— start of Data excerpt —

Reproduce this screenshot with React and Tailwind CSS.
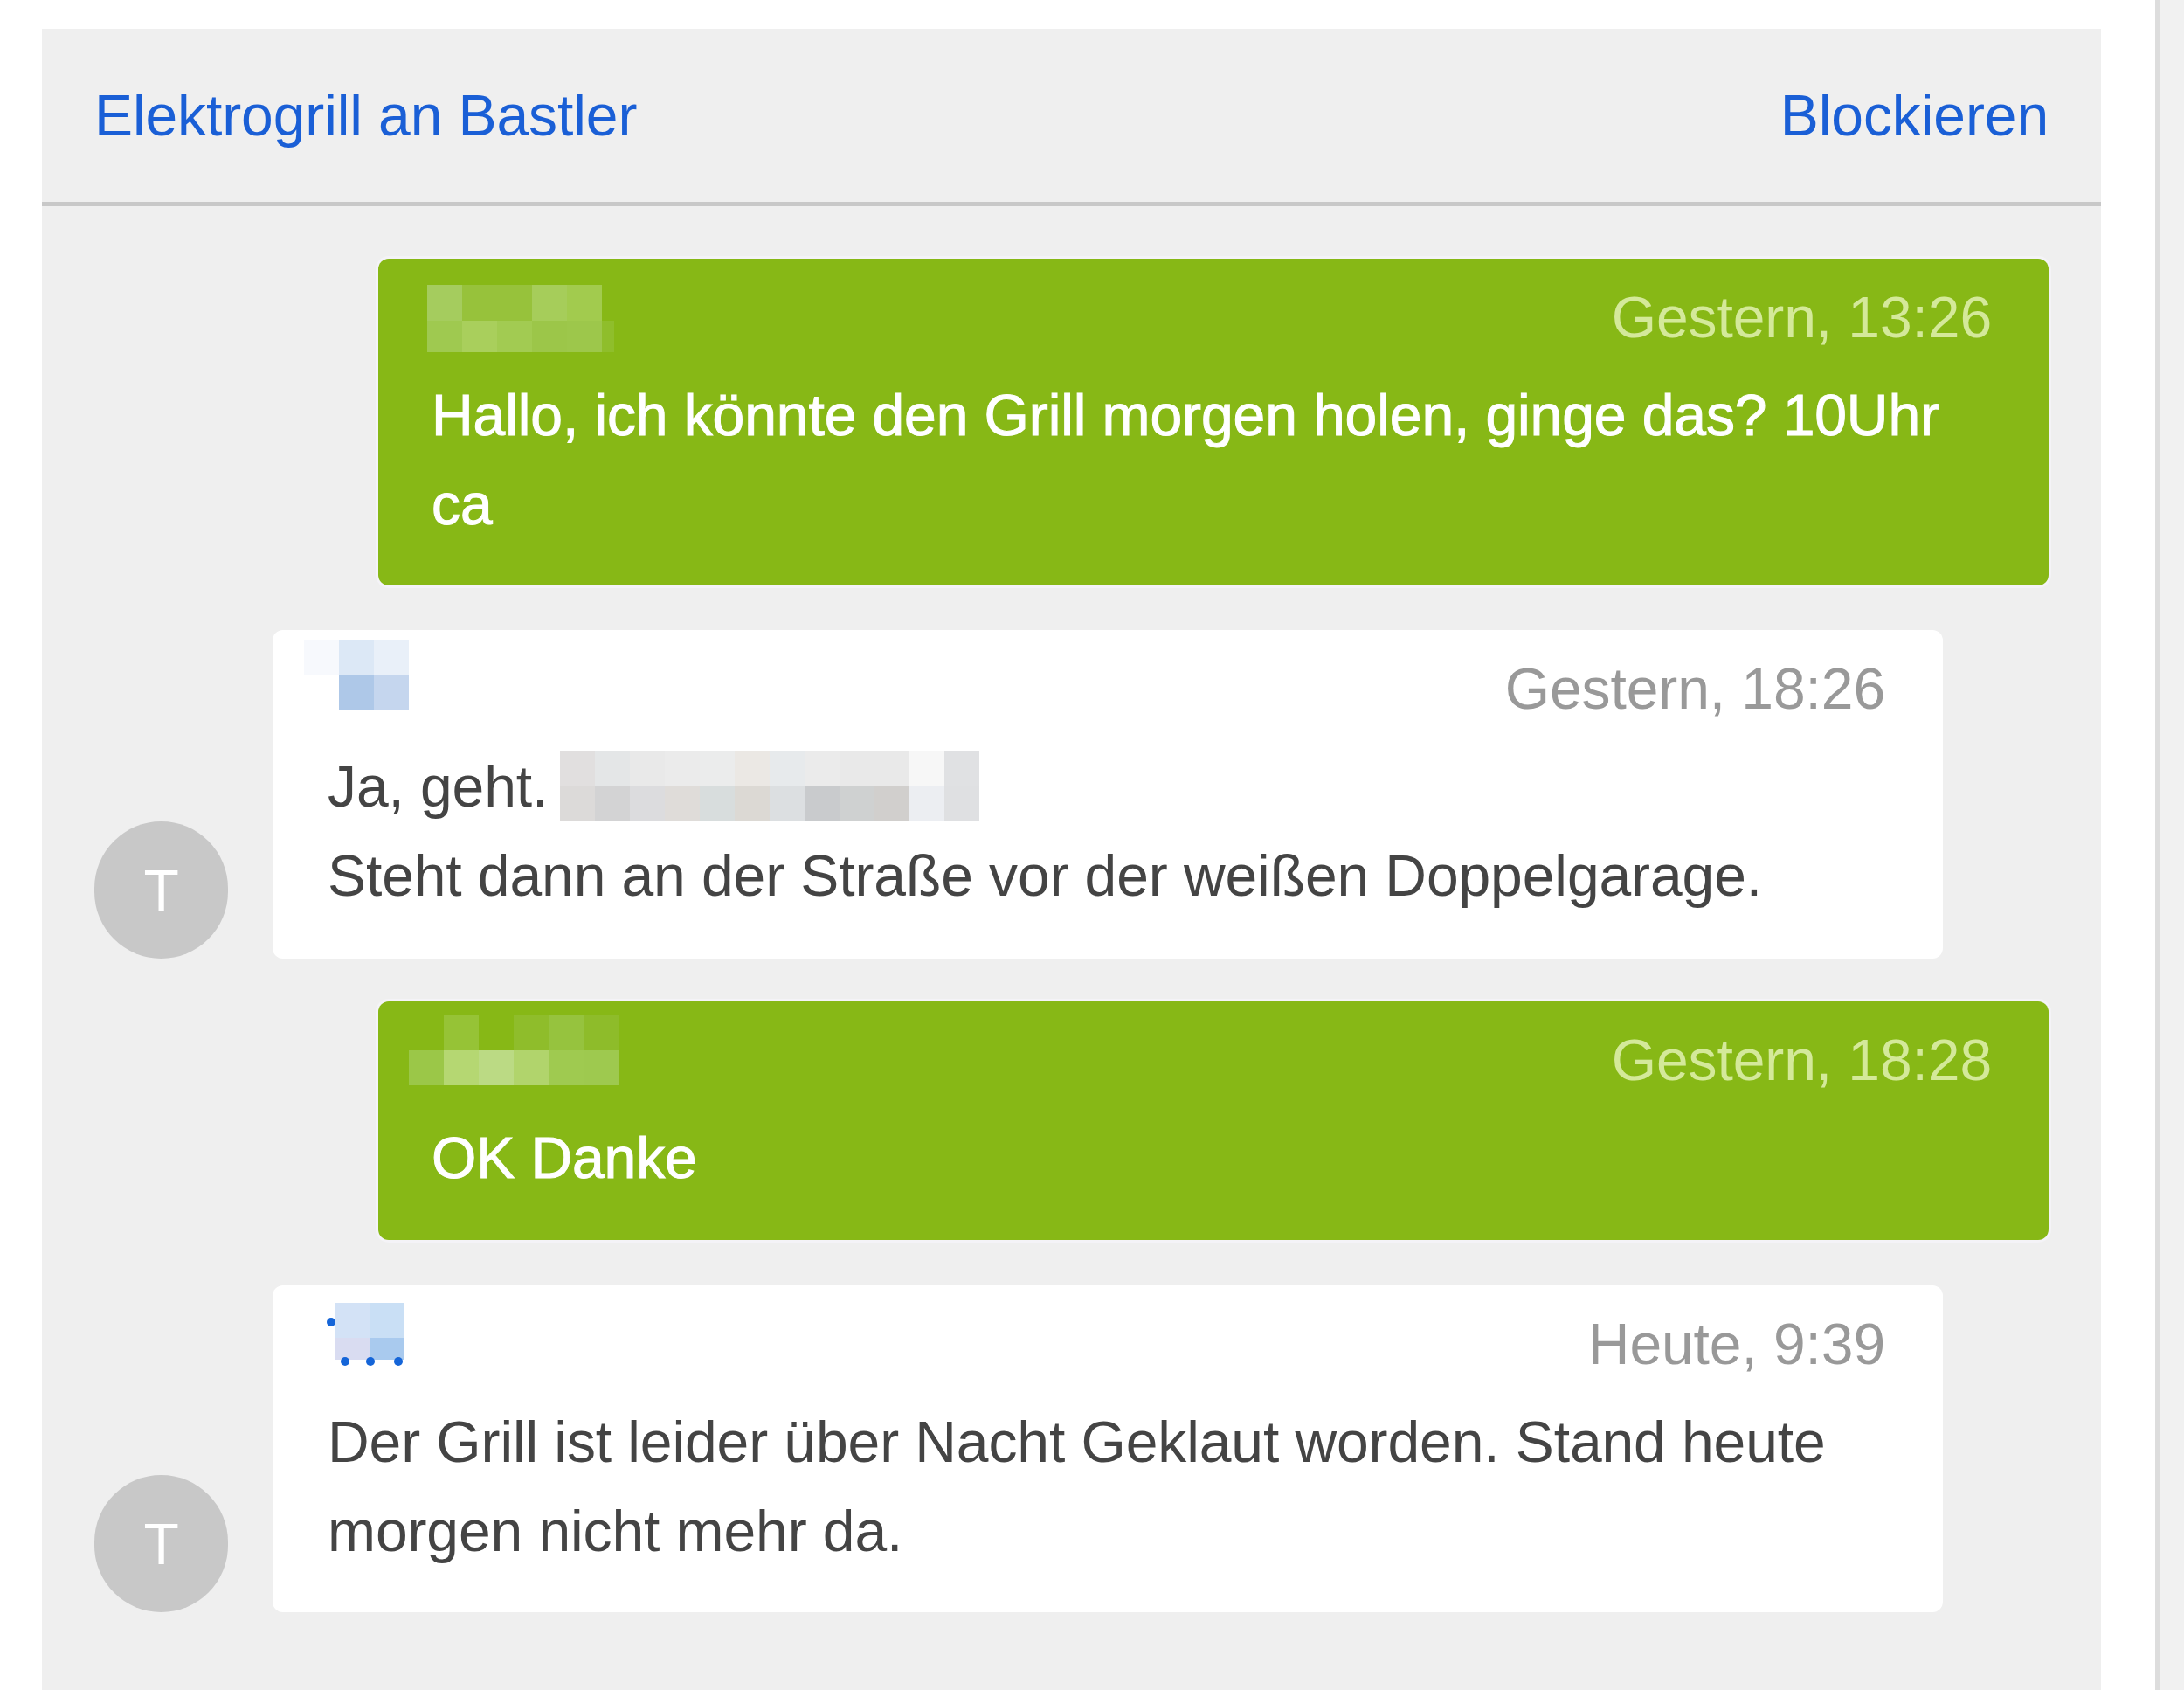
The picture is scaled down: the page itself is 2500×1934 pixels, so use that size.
import React from 'react';

const PixelBlur = ({ rows, cell = 'w-[40px]', rowHeights = [], className = '', children }) => (
  <div className={`relative shrink-0 ${className}`}>
    {rows.map((row, i) => (
      <div key={i} className={`flex ${rowHeights[i]}`}>
        {row.map((color, j) => (
          <div key={j} className={`${cell} ${color}`} />
        ))}
      </div>
    ))}
    {children}
  </div>
);

const Avatar = () => (
  <div className="w-[153px] h-[157px] shrink-0 rounded-full bg-[#c8c8c8] text-white flex items-center justify-center">
    T
  </div>
);

const Mine = ({ blur, time, className = 'pb-[42px]', children }) => (
  <div className="flex justify-end">
    <div className={`w-[1912px] rounded-[12px] bg-[#87b816] pl-[61px] pr-[65px] pt-[16px] shadow-[0_0_0_3px_#f4f3f7] ${className}`}>
      <div className="flex justify-between items-start h-[102px]">
        {blur}
        <span className="text-[#d4e99a]">{time}</span>
      </div>
      <div className="mt-[10px] text-white [-webkit-text-stroke:1px_white]">{children}</div>
    </div>
  </div>
);

const Theirs = ({ blur, time, pad = 'pb-[42px]', className = '', children }) => (
  <div className={`flex items-end gap-[51px] ${className}`}>
    <Avatar />
    <div className={`w-[1912px] rounded-[12px] bg-white pl-[63px] pr-[66px] pt-[16px] ${pad}`}>
      <div className="flex justify-between items-start h-[102px]">
        {blur}
        <span className="text-[#999999]">{time}</span>
      </div>
      <div className="mt-[10px] text-[#444444]">{children}</div>
    </div>
  </div>
);

const Dot = ({ className }) => (
  <span className={`absolute w-[10px] h-[10px] rounded-full bg-[#1565d8] ${className}`} />
);

export default function App() {
  return (
    <div className="flex h-[1934px] w-[2500px] overflow-hidden bg-white font-['Liberation_Sans',Arial,sans-serif] text-[66px] leading-[102px] tracking-[-0.1px]">
      <div className="ml-[48px] mt-[33px] w-[2357px] bg-[#efefef]">
        <div className="flex justify-between items-center h-[203px] px-[60px] border-b-[5px] border-[#c8c8c8] text-[#1a5fd6]">
          <a href="#">Elektrogrill an Bastler</a>
          <a href="#">Blockieren</a>
        </div>

        <div className="flex flex-col px-[60px] pt-[60px]">
          <Mine
            time="Gestern, 13:26"
            blur={
              <PixelBlur
                className="ml-[-5px] mt-[14px]"
                rowHeights={['h-[41px]', 'h-[36px]']}
                rows={[
                  ['bg-[#a5cc5e]', 'bg-[#97c23b]', 'bg-[#97c23b]', 'bg-[#a6cd5a]', 'bg-[#a2cb4e]'],
                  ['bg-[#9fc950]', 'bg-[#a9cf5c]', 'bg-[#a2cb52]', 'bg-[#9cc649]', 'bg-[#9dc74b]'],
                ]}
              >
                <span className="absolute left-[200px] top-[41px] w-[14px] h-[36px] bg-[#8fbe2b]" />
              </PixelBlur>
            }
          >
            Hallo, ich könnte den Grill morgen holen, ginge das? 10Uhr
            <br />
            ca
          </Mine>

          <Theirs
            className="mt-[51px]"
            pad="pb-[44px]"
            time="Gestern, 18:26"
            blur={
              <PixelBlur
                className="ml-[-27px] mt-[-5px]"
                rowHeights={['h-[40px]', 'h-[41px]']}
                rows={[
                  ['bg-[#f7f9fd]', 'bg-[#dce8f6]', 'bg-[#e9f0f9]'],
                  ['bg-white', 'bg-[#aec8e8]', 'bg-[#c5d6ee]'],
                ]}
              />
            }
          >
            <div className="flex items-center h-[102px]">
              <span className="whitespace-pre">Ja, geht. </span>
              <PixelBlur
                className="ml-[-5px] mt-[-2px]"
                rowHeights={['h-[41px]', 'h-[40px]']}
                rows={[
                  ['bg-[#e1dfdf]', 'bg-[#e4e6e7]', 'bg-[#e9e9e9]', 'bg-[#ebebeb]', 'bg-[#ebecec]', 'bg-[#ebe8e4]', 'bg-[#e7eaec]', 'bg-[#ebebeb]', 'bg-[#e9e9e9]', 'bg-[#e9e9e9]', 'bg-[#f7f7f7]', 'bg-[#e0e1e3]'],
                  ['bg-[#dcdad9]', 'bg-[#d3d3d4]', 'bg-[#dcdcde]', 'bg-[#dfdcd9]', 'bg-[#d8dddd]', 'bg-[#dcd9d4]', 'bg-[#dcdfe1]', 'bg-[#c9cbcd]', 'bg-[#cfd1d1]', 'bg-[#d1cfcd]', 'bg-[#eceef2]', 'bg-[#dfe0e2]'],
                ]}
              />
            </div>
            Steht dann an der Straße vor der weißen Doppelgarage.
          </Theirs>

          <div className="mt-[49px]">
            <Mine
              className="pb-[43px]"
              time="Gestern, 18:28"
              blur={
                <PixelBlur
                  className="ml-[-26px]"
                  rowHeights={['h-[40px]', 'h-[40px]']}
                  rows={[
                    ['bg-[#87b816]', 'bg-[#96c336]', 'bg-[#87b816]', 'bg-[#8fbd2b]', 'bg-[#96c33e]', 'bg-[#8ebc2a]'],
                    ['bg-[#9bc748]', 'bg-[#b5d772]', 'bg-[#bbda84]', 'bg-[#b1d46c]', 'bg-[#9fca50]', 'bg-[#9ec94f]'],
                  ]}
                />
              }
            >
              OK Danke
            </Mine>
          </div>

          <Theirs
            className="mt-[52px]"
            time="Heute, 9:39"
            blur={
              <PixelBlur
                className="ml-[8px] mt-[4px]"
                rowHeights={['h-[40px]', 'h-[25px]']}
                rows={[
                  ['bg-[#d3e2f6]', 'bg-[#c9dff5]'],
                  ['bg-[#d9dcf1]', 'bg-[#a9caee]'],
                ]}
              >
                <Dot className="left-[-9px] top-[17px]" />
                <Dot className="left-[7px] top-[62px]" />
                <Dot className="left-[36px] top-[62px]" />
                <Dot className="left-[68px] top-[62px]" />
              </PixelBlur>
            }
          >
            Der Grill ist leider über Nacht Geklaut worden. Stand heute
            <br />
            morgen nicht mehr da.
          </Theirs>
        </div>
      </div>

      <div className="ml-[62px] w-[5px] bg-[#dddddd]" />
      <div className="flex-1 bg-[#f1f1f1]" />
    </div>
  );
}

— end of Data excerpt —

- _Exercise requirements_:
Reproduce each line exactly, please, except for any pictures.

- _Task result_:
Reproduce this screenshot with React and Tailwind CSS.
The picture is scaled down: the page itself is 2500×1934 pixels, so use that size.
import React from 'react';

const PixelBlur = ({ rows, cell = 'w-[40px]', rowHeights = [], className = '', children }) => (
  <div className={`relative shrink-0 ${className}`}>
    {rows.map((row, i) => (
      <div key={i} className={`flex ${rowHeights[i]}`}>
        {row.map((color, j) => (
          <div key={j} className={`${cell} ${color}`} />
        ))}
      </div>
    ))}
    {children}
  </div>
);

const Avatar = () => (
  <div className="w-[153px] h-[157px] shrink-0 rounded-full bg-[#c8c8c8] text-white flex items-center justify-center">
    T
  </div>
);

const Mine = ({ blur, time, className = 'pb-[42px]', children }) => (
  <div className="flex justify-end">
    <div className={`w-[1912px] rounded-[12px] bg-[#87b816] pl-[61px] pr-[65px] pt-[16px] shadow-[0_0_0_3px_#f4f3f7] ${className}`}>
      <div className="flex justify-between items-start h-[102px]">
        {blur}
        <span className="text-[#d4e99a]">{time}</span>
      </div>
      <div className="mt-[10px] text-white [-webkit-text-stroke:1px_white]">{children}</div>
    </div>
  </div>
);

const Theirs = ({ blur, time, pad = 'pb-[42px]', className = '', children }) => (
  <div className={`flex items-end gap-[51px] ${className}`}>
    <Avatar />
    <div className={`w-[1912px] rounded-[12px] bg-white pl-[63px] pr-[66px] pt-[16px] ${pad}`}>
      <div className="flex justify-between items-start h-[102px]">
        {blur}
        <span className="text-[#999999]">{time}</span>
      </div>
      <div className="mt-[10px] text-[#444444]">{children}</div>
    </div>
  </div>
);

const Dot = ({ className }) => (
  <span className={`absolute w-[10px] h-[10px] rounded-full bg-[#1565d8] ${className}`} />
);

export default function App() {
  return (
    <div className="flex h-[1934px] w-[2500px] overflow-hidden bg-white font-['Liberation_Sans',Arial,sans-serif] text-[66px] leading-[102px] tracking-[-0.1px]">
      <div className="ml-[48px] mt-[33px] w-[2357px] bg-[#efefef]">
        <div className="flex justify-between items-center h-[203px] px-[60px] border-b-[5px] border-[#c8c8c8] text-[#1a5fd6]">
          <a href="#">Elektrogrill an Bastler</a>
          <a href="#">Blockieren</a>
        </div>

        <div className="flex flex-col px-[60px] pt-[60px]">
          <Mine
            time="Gestern, 13:26"
            blur={
              <PixelBlur
                className="ml-[-5px] mt-[14px]"
                rowHeights={['h-[41px]', 'h-[36px]']}
                rows={[
                  ['bg-[#a5cc5e]', 'bg-[#97c23b]', 'bg-[#97c23b]', 'bg-[#a6cd5a]', 'bg-[#a2cb4e]'],
                  ['bg-[#9fc950]', 'bg-[#a9cf5c]', 'bg-[#a2cb52]', 'bg-[#9cc649]', 'bg-[#9dc74b]'],
                ]}
              >
                <span className="absolute left-[200px] top-[41px] w-[14px] h-[36px] bg-[#8fbe2b]" />
              </PixelBlur>
            }
          >
            Hallo, ich könnte den Grill morgen holen, ginge das? 10Uhr
            <br />
            ca
          </Mine>

          <Theirs
            className="mt-[51px]"
            pad="pb-[44px]"
            time="Gestern, 18:26"
            blur={
              <PixelBlur
                className="ml-[-27px] mt-[-5px]"
                rowHeights={['h-[40px]', 'h-[41px]']}
                rows={[
                  ['bg-[#f7f9fd]', 'bg-[#dce8f6]', 'bg-[#e9f0f9]'],
                  ['bg-white', 'bg-[#aec8e8]', 'bg-[#c5d6ee]'],
                ]}
              />
            }
          >
            <div className="flex items-center h-[102px]">
              <span className="whitespace-pre">Ja, geht. </span>
              <PixelBlur
                className="ml-[-5px] mt-[-2px]"
                rowHeights={['h-[41px]', 'h-[40px]']}
                rows={[
                  ['bg-[#e1dfdf]', 'bg-[#e4e6e7]', 'bg-[#e9e9e9]', 'bg-[#ebebeb]', 'bg-[#ebecec]', 'bg-[#ebe8e4]', 'bg-[#e7eaec]', 'bg-[#ebebeb]', 'bg-[#e9e9e9]', 'bg-[#e9e9e9]', 'bg-[#f7f7f7]', 'bg-[#e0e1e3]'],
                  ['bg-[#dcdad9]', 'bg-[#d3d3d4]', 'bg-[#dcdcde]', 'bg-[#dfdcd9]', 'bg-[#d8dddd]', 'bg-[#dcd9d4]', 'bg-[#dcdfe1]', 'bg-[#c9cbcd]', 'bg-[#cfd1d1]', 'bg-[#d1cfcd]', 'bg-[#eceef2]', 'bg-[#dfe0e2]'],
                ]}
              />
            </div>
            Steht dann an der Straße vor der weißen Doppelgarage.
          </Theirs>

          <div className="mt-[49px]">
            <Mine
              className="pb-[43px]"
              time="Gestern, 18:28"
              blur={
                <PixelBlur
                  className="ml-[-26px]"
                  rowHeights={['h-[40px]', 'h-[40px]']}
                  rows={[
                    ['bg-[#87b816]', 'bg-[#96c336]', 'bg-[#87b816]', 'bg-[#8fbd2b]', 'bg-[#96c33e]', 'bg-[#8ebc2a]'],
                    ['bg-[#9bc748]', 'bg-[#b5d772]', 'bg-[#bbda84]', 'bg-[#b1d46c]', 'bg-[#9fca50]', 'bg-[#9ec94f]'],
                  ]}
                />
              }
            >
              OK Danke
            </Mine>
          </div>

          <Theirs
            className="mt-[52px]"
            time="Heute, 9:39"
            blur={
              <PixelBlur
                className="ml-[8px] mt-[4px]"
                rowHeights={['h-[40px]', 'h-[25px]']}
                rows={[
                  ['bg-[#d3e2f6]', 'bg-[#c9dff5]'],
                  ['bg-[#d9dcf1]', 'bg-[#a9caee]'],
                ]}
              >
                <Dot className="left-[-9px] top-[17px]" />
                <Dot className="left-[7px] top-[62px]" />
                <Dot className="left-[36px] top-[62px]" />
                <Dot className="left-[68px] top-[62px]" />
              </PixelBlur>
            }
          >
            Der Grill ist leider über Nacht Geklaut worden. Stand heute
            <br />
            morgen nicht mehr da.
          </Theirs>
        </div>
      </div>

      <div className="ml-[62px] w-[5px] bg-[#dddddd]" />
      <div className="flex-1 bg-[#f1f1f1]" />
    </div>
  );
}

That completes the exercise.